European markets have got off to a quiet start despite a positive Asia session, which saw the Nikkei 225 hit another 26-year high, despite a Japanese yen that is trading at its best levels since September last year.
It looks set to be a fairly quiet session in the absence of the U.S. for Martin Luther King Day, with the main corporate story of the day surrounding troubled U.K. construction and support services giant Carillion.
It appears to be the end of the road for Carillion, one of the U.K.’s biggest construction companies, as it files for compulsory liquidation having run out of time to put together a restructuring package with its lenders.
The likelihood of a government bailout would appear to be remote, though the outstanding public sector contracts are set to be taken in-house and run by the U.K. government. In terms of assets, Carillion, based on its 2016 accounts, has tangible plant and machinery of £144m, a fraction of its overall debts, not to mention the £800m pensions liabilities.
Whether these services will then be tendered out to another provider in order to recoup some costs may well be difficult given the potential political fallout.
Some have suggested that given the recent profit warnings the new contracts issued by the government since the summer should not have been awarded.

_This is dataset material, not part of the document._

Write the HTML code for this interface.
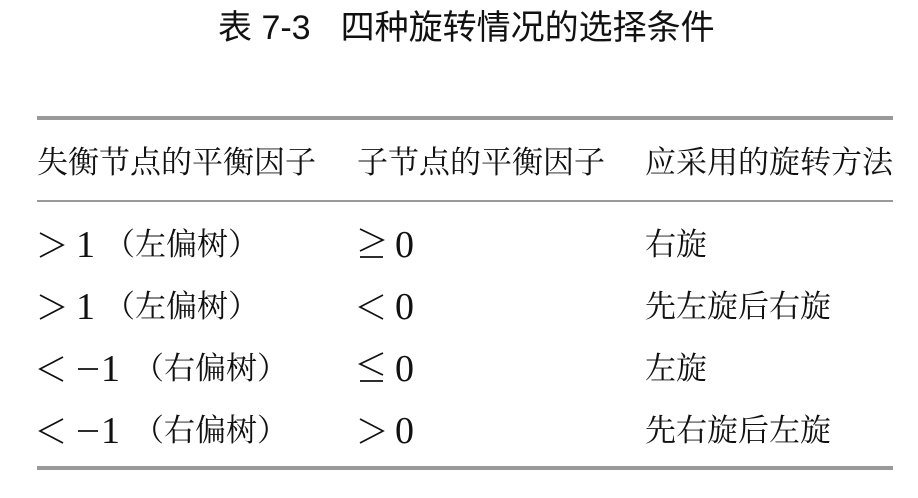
<!DOCTYPE html>
<html><head><meta charset="utf-8"><style>
body{margin:0;width:918px;height:498px;background:#fff;position:relative;overflow:hidden;font-family:"Liberation Serif","Noto Serif CJK SC",serif;color:#111}
.t{position:absolute;font-size:31px;line-height:36px;white-space:pre}
.d{position:absolute;font-size:38px;line-height:36px;font-family:"Liberation Serif",serif}
.r{position:absolute;left:37px;width:856px;background:#999}
.h{position:absolute;left:218px;top:8px;font-family:"Liberation Sans","Noto Sans CJK SC",sans-serif;font-size:34px;line-height:40px;white-space:pre}
svg{position:absolute;left:0;top:0}
</style></head><body>
<div class="h">表 7-3<span style="display:inline-block;width:30px"></span>四种旋转情况的选择条件</div>
<div class="r" style="top:116px;height:4px"></div>
<div class="t" style="left:37px;top:145px">失衡节点的平衡因子</div>
<div class="t" style="left:357px;top:145px">子节点的平衡因子</div>
<div class="t" style="left:645px;top:145px">应采用的旋转方法</div>
<div class="r" style="top:200px;height:2px"></div>

<svg width="918" height="498" fill="none" stroke="#111" stroke-width="1.7">
<polyline points="40,233 63,245 40,257"/>
<polyline points="360,229 383,240 360,251"/><line x1="360" y1="257" x2="383" y2="257"/>
<polyline points="40,295 63,307 40,319"/>
<polyline points="383,295 360,307 383,319"/>
<polyline points="63,357 40,369 63,381"/><line x1="78" y1="369" x2="98" y2="369"/>
<polyline points="383,353 360,364 383,375"/><line x1="360" y1="381" x2="383" y2="381"/>
<polyline points="63,419 40,431 63,443"/><line x1="78" y1="431" x2="98" y2="431"/>
<polyline points="360,419 383,431 360,443"/>
</svg>
<div class="d" style="left:76px;top:227px">1</div>
<div class="t" style="left:104px;top:227px">（左偏树）</div>
<div class="d" style="left:395px;top:227px">0</div>
<div class="t" style="left:645px;top:227px">右旋</div>

<div class="d" style="left:76px;top:289px">1</div>
<div class="t" style="left:104px;top:289px">（左偏树）</div>
<div class="d" style="left:395px;top:289px">0</div>
<div class="t" style="left:645px;top:289px">先左旋后右旋</div>

<div class="d" style="left:101px;top:351px">1</div>
<div class="t" style="left:133px;top:351px">（右偏树）</div>
<div class="d" style="left:395px;top:351px">0</div>
<div class="t" style="left:645px;top:351px">左旋</div>

<div class="d" style="left:101px;top:413px">1</div>
<div class="t" style="left:133px;top:413px">（右偏树）</div>
<div class="d" style="left:395px;top:413px">0</div>
<div class="t" style="left:645px;top:413px">先右旋后左旋</div>
<div class="r" style="top:466px;height:4px"></div>
</body></html>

With the benefit of hindsight these are valid questions, however, a profit warning even of itself does not mean that a company is insolvent. After all Balfour Beatty underwent similar problems a few years ago, restructured the business and is still trading now. There are certainly questions to answer with respect to due diligence but that offers no guarantees of warning of potential problems in the case of future contracts.
As things stand, any outstanding contracts are likely to have to be re-tendered by the government, particularly in the case of large scale projects like HS2, while the pension liabilities are set to be picked up by the Pension Protection Fund.
With respect to the rest of the construction and support services sector, Carillion’s woes don’t appear to have translated into any adverse movements in their peers share prices, however, the impact on its suppliers and smaller creditors could well be severe, as they probably won’t get paid what they are owed.
The U.S. dollar has continued to come under pressure hitting three-year lows against a basket of currencies losing the most ground against the commodity currencies of the Australian dollar underpinned by higher copper and gold prices, which is also helping underpin the mining sector.